El teatro y la ópera son verdad. El cine, maravillosa invención, tiene un punto artificioso de repetición hasta que sale la escena buena y nos llega empaquetada y a punto. Incluso la literatura nos permite volver y retornar, y releemos en diferentes momentos vitales nuestros: nos ponemos a ello cuando queremos. Pero en el teatro y la ópera la vida "pasa" en el momento en el que estamos, y ese momento es único, irrepetible. Como me recuerda el crítico operístico Radigales, es el arte del tiempo y se sustenta en la música. No podemos pedir que se detengan porque salimos un momento. O estás o te lo pierdes. En Barcelona ha regresado con empuje visual y fasto contenido el "Rigoletto" de Verdi, con una puesta en escena que evoca "V de Vendetta". Y no es solo un guiño estético el que se puede admirar en el Gran Teatre del Liceu. En "V" nos transportamos a Gran Bretaña, donde unos corruptos vinculados al poder y a la Iglesia cometieron ataques terroristas y lanzaron la culpa a un extranjero, porque la culpa siempre es mejor que la expíe otro. Y lo maquinan así para consolidar su influencia. En el Rigoletto estamos en la corte de Mantua, en Italia, donde el Rigoletto (que no es un cordero sino más bien un hombre autocentrado y atormentado por una maldición) vive experiencias de corrupción, venganza y drama, desde el inicio hasta el final.
Verdi utiliza más de una vez el concepto "venganza", y por lo tanto la "vendetta" se canta, se invoca, se implora, tanto en el mundo como a Dios. Lo que es fascinante del arte es la hipérbole. "Treinta días llorando lágrimas de sangre" es una frase tan bonita como irreal, pero entonada en un escenario que parece un sobre gigante medio abierto, o una tumba posmoderna plastificada, coge una fuerza inusitada.

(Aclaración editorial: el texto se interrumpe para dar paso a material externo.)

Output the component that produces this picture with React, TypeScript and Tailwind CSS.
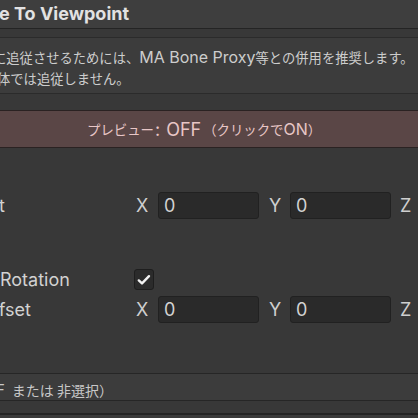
import React from "react";

const LAT = "font-['Inter','Noto_Sans_CJK_JP',sans-serif]";
const CJK = "font-['Noto_Sans_CJK_JP',sans-serif]";

function J({ children, size = "text-[13px]", extra = "" }: { children: React.ReactNode; size?: string; extra?: string }) {
  return <span className={`${CJK} ${size} ${extra}`}>{children}</span>;
}

function Field({ value }: { value: string }) {
  return (
    <div className="w-[101px] h-[27px] rounded-[3px] bg-[#2a2a2a] border border-[#212121] flex items-center pl-[5px] text-[18px] text-[#d2d2d2]">
      {value}
    </div>
  );
}

function Vec3() {
  return (
    <div className="flex items-center h-[27px] ml-[134px] text-[18px] text-[#cfcfcf]">
      <span className="w-[24px] pl-[2px]">X</span>
      <Field value="0" />
      <span className="w-[21px] ml-[10px]">Y</span>
      <Field value="0" />
      <span className="ml-[9px]">Z</span>
    </div>
  );
}

export default function App() {
  return (
    <div className={`w-[418px] h-[418px] overflow-hidden bg-[#383838] ${LAT} text-[#d2d2d2] flex flex-col`}>
      {/* component header */}
      <div className="h-[29px] shrink-0 bg-[#3e3e3e] border-b border-[#242424] flex items-center whitespace-nowrap">
        <span className="-ml-[1px] text-[18px] font-bold text-[#e2e2e2] leading-none">e To Viewpoint</span>
      </div>

      {/* help box */}
      <div className="mt-[8px] h-[57px] shrink-0 -mx-[4px] bg-[#3c3c3c] border border-[#2b2b2b] pt-[9px] pl-[4px] text-[16px] leading-[20px] text-[#cdcdcd] whitespace-nowrap">
        <div className="-ml-[8px]">
          <J size="text-[13.3px]">に追従させるためには、</J>MA Bone Proxy<J size="text-[13.3px]">等との併用を推奨します。</J>
        </div>
        <div className="-ml-[4px]">
          <J size="text-[13.3px]">体では追従しません。</J>
        </div>
      </div>

      {/* preview button */}
      <div className="mt-[16px] h-[38px] shrink-0 bg-[#5a4646] border-y border-[#2a2222] flex items-center pl-[87px] text-[18px] text-[#e8c6c6] whitespace-nowrap">
        <J size="text-[13.4px]">プレビュー</J>
        <span className="ml-[1px]">:</span>
        <span className="ml-[6px]">OFF</span>
        <J size="text-[13.4px]" extra="ml-[2px]">（クリックで</J>
        <span className="text-[16px]">ON</span>
        <J size="text-[13.4px]">）</J>
      </div>

      {/* position row */}
      <div className="mt-[44px] flex items-center h-[27px] shrink-0 relative">
        <span className="absolute -left-[1px] text-[18px] text-[#d2d2d2]">t</span>
        <Vec3 />
      </div>

      {/* rotation checkbox row */}
      <div className="mt-[47px] flex items-center h-[27px] shrink-0 relative">
        <span className="absolute left-0 text-[18px] text-[#d2d2d2]">Rotation</span>
        <div className="ml-[134px] w-[20px] h-[21px] rounded-[3px] bg-[#2b2b2b] border border-[#1e1e1e] flex items-center justify-center">
          <svg width="14" height="12" viewBox="0 0 14 12" fill="none">
            <path d="M1.8 6.4 L5 9.4 L12 2.2" stroke="#f2f2f2" strokeWidth="2.4" strokeLinecap="round" strokeLinejoin="round" />
          </svg>
        </div>
      </div>

      {/* offset row */}
      <div className="mt-[3px] flex items-center h-[27px] shrink-0 relative">
        <span className="absolute -left-[21px] text-[18px] text-[#d2d2d2]">Offset</span>
        <Vec3 />
      </div>

      {/* bottom status bar */}
      <div className="mt-[50px] h-[28px] shrink-0 bg-[#3c3c3c] border-y border-[#262626] flex items-center pt-[6px] text-[15px] text-[#c8c8c8] whitespace-nowrap">
        <span className="-ml-[4px]">F</span>
        <J size="text-[14px]" extra="ml-[7px]">または 非選択）</J>
      </div>

      <div className="h-[14px] shrink-0 bg-[#383838] border-b-2 border-[#242424]" />
      <div className="flex-1 bg-[#3a3a3a]" />
    </div>
  );
}
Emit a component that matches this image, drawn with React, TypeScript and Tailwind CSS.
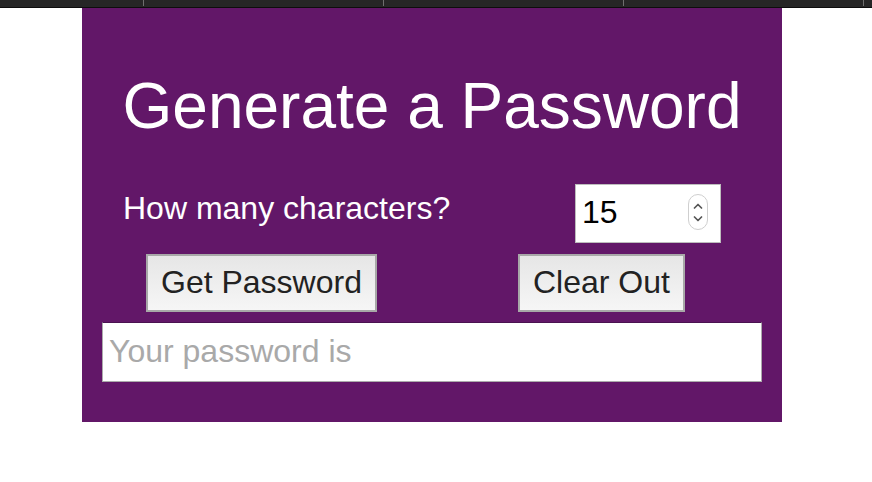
import { useState } from "react";

const TABS = [0, 1, 2, 3];

function Spinner() {
  return (
    <div className="flex h-[36px] w-[20px] flex-col items-center justify-center gap-[7px] rounded-full border border-[#cfcfcf] bg-white">
      <svg width="10" height="6" viewBox="0 0 10 6" fill="none">
        <path d="M1.5 5 L5 1.5 L8.5 5" stroke="#555" strokeWidth="1.7" strokeLinecap="round" strokeLinejoin="round" />
      </svg>
      <svg width="10" height="6" viewBox="0 0 10 6" fill="none">
        <path d="M1.5 1 L5 4.5 L8.5 1" stroke="#555" strokeWidth="1.7" strokeLinecap="round" strokeLinejoin="round" />
      </svg>
    </div>
  );
}

export default function App() {
  const [length, setLength] = useState("15");
  const [password, setPassword] = useState("");

  const generate = () => {
    const chars = "abcdefghijklmnopqrstuvwxyzABCDEFGHIJKLMNOPQRSTUVWXYZ0123456789!@#$%^&*";
    const n = Math.max(1, Number(length) || 0);
    let out = "";
    for (let i = 0; i < n; i++) out += chars[Math.floor(Math.random() * chars.length)];
    setPassword(out);
  };

  return (
    <div className="min-h-[482px] bg-white font-['Liberation_Sans',Arial,sans-serif]">
      {/* top strip */}
      <div className="flex h-[8px] overflow-hidden border-b border-[#0d0d0d] bg-[#262626]">
        <div className="w-[143px] shrink-0" />
        {TABS.map((t) => (
          <div key={t} className="h-[6px] w-[240px] shrink-0 border-l border-[#6e6e6e]" />
        ))}
      </div>

      <div className="ml-[82px] w-[700px] bg-[#621768] pt-[62px] pb-[40px]">
        <h1 className="text-center text-[64px] leading-[72px] text-white">Generate a Password</h1>

        <div className="mt-[42px] flex items-start justify-between pl-[41px] pr-[61px]">
          <label className="mt-[6px] text-[32px] leading-[36px] text-white">How many characters?</label>
          <div className="flex h-[59px] w-[146px] items-center border border-[#bdbdbd] bg-white pb-[3px] pl-[6px] pr-[12px]">
            <input
              value={length}
              onChange={(e) => setLength(e.target.value)}
              className="w-full min-w-0 flex-1 bg-transparent text-[32px] text-black outline-none"
            />
            <Spinner />
          </div>
        </div>

        <div className="mt-[11px] flex pl-[64px]">
          <button
            onClick={generate}
            className="h-[58px] border-2 border-[#a8a8a8] bg-gradient-to-b from-[#e6e6e6] to-[#f6f6f6] px-[13px] pb-[3px] text-[32px] leading-[36px] text-[#222]"
          >
            Get Password
          </button>
          <button
            onClick={() => setPassword("")}
            className="ml-[141px] h-[58px] border-2 border-[#a8a8a8] bg-gradient-to-b from-[#e6e6e6] to-[#f6f6f6] px-[13px] pb-[3px] text-[32px] leading-[36px] text-[#222]"
          >
            Clear Out
          </button>
        </div>

        <div className="mx-[20px] mt-[10px]">
          <input
            readOnly
            value={password}
            placeholder="Your password is"
            className="h-[60px] w-full border border-[#ababab] border-t-[#4a1250] bg-white px-[6px] pb-[2px] text-[32px] text-black outline-none placeholder:text-[#a9a9a9]"
          />
        </div>
      </div>
    </div>
  );
}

Mozart advertía que en la ópera, la poesía tiene que ser "a la fuerza" una hija obediente de la música. Y la voz es el arma que legitima la narración: o te la crees, o es un artificio. En este Rigoletto, los momentos de venganza, rabia, impotencia resultan creíbles hasta el infinito. Los de la seducción, el acercamiento erótico —entre pueril, puro y enrevesado y torpe— son menos creíbles. ¿Por qué? ¿Es el mal siempre más interesante que el bien? En Verdi, que no era un hombre de misa diaria, Dios, el culto, la piedad... aparecen, fruto de su época y escenarios idóneos para sus personajes, criaturas que no están a la altura y que maquinan, como buenos humanos para conseguir lo que quieren. Pero la voluntad divina se impone, porque va por otra autopista. En el fondo Verdi es altamente providencial: tú haz lo que creas. Incluso créete que eres artífice de tu propia vida. Piensa que puedes estropear tu existencia y la de los otros. Al final, inexorablemente, pasará lo que Dios quiera.